Job: Repeat the lines of the data that follow, please, starting at the first and stopping after the one with "in parameter values:</p>".

⟨

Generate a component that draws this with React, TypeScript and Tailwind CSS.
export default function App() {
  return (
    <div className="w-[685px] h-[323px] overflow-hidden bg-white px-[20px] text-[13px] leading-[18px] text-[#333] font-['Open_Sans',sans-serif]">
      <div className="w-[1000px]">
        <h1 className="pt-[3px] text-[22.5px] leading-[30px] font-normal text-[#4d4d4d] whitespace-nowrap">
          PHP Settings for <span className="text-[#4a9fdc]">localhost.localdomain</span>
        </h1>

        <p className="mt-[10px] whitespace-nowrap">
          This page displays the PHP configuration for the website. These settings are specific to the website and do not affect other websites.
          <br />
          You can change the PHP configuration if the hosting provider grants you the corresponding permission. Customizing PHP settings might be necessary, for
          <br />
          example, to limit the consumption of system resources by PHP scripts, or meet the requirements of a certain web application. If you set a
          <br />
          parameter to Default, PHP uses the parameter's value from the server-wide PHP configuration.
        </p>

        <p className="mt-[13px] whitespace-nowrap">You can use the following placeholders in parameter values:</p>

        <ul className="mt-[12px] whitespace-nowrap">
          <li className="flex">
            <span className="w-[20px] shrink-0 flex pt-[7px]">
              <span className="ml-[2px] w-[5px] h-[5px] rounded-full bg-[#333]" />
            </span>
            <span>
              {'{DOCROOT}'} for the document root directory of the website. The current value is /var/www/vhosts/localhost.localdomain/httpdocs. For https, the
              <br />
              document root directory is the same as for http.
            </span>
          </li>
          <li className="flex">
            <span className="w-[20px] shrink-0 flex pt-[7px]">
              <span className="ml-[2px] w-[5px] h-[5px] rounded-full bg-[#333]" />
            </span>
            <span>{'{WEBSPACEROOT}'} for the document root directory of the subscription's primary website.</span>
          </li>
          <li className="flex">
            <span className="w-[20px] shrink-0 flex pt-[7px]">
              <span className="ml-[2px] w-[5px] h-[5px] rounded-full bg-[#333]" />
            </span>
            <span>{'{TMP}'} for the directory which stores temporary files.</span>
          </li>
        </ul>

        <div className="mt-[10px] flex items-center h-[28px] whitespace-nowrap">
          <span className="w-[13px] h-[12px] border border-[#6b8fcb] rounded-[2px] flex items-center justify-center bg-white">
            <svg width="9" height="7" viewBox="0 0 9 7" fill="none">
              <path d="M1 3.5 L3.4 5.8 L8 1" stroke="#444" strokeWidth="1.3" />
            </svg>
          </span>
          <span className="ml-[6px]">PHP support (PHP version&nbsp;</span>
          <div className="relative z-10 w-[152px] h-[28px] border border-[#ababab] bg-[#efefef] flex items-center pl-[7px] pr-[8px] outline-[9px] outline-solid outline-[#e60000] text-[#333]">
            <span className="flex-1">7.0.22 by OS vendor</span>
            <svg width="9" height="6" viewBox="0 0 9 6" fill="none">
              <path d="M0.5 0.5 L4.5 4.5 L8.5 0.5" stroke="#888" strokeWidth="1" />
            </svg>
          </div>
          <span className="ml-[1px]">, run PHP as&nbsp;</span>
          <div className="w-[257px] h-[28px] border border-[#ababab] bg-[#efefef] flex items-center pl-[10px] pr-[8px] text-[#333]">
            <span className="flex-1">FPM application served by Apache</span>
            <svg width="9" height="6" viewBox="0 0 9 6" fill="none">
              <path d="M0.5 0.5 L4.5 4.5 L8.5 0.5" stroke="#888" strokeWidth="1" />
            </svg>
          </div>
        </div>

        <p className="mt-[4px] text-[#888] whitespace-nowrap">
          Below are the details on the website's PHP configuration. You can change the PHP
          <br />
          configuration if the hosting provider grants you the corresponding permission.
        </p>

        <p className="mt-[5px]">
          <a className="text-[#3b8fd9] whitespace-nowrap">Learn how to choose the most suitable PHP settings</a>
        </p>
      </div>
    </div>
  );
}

⟩

The answer:
Generate a component that draws this with React, TypeScript and Tailwind CSS.
export default function App() {
  return (
    <div className="w-[685px] h-[323px] overflow-hidden bg-white px-[20px] text-[13px] leading-[18px] text-[#333] font-['Open_Sans',sans-serif]">
      <div className="w-[1000px]">
        <h1 className="pt-[3px] text-[22.5px] leading-[30px] font-normal text-[#4d4d4d] whitespace-nowrap">
          PHP Settings for <span className="text-[#4a9fdc]">localhost.localdomain</span>
        </h1>

        <p className="mt-[10px] whitespace-nowrap">
          This page displays the PHP configuration for the website. These settings are specific to the website and do not affect other websites.
          <br />
          You can change the PHP configuration if the hosting provider grants you the corresponding permission. Customizing PHP settings might be necessary, for
          <br />
          example, to limit the consumption of system resources by PHP scripts, or meet the requirements of a certain web application. If you set a
          <br />
          parameter to Default, PHP uses the parameter's value from the server-wide PHP configuration.
        </p>

        <p className="mt-[13px] whitespace-nowrap">You can use the following placeholders in parameter values:</p>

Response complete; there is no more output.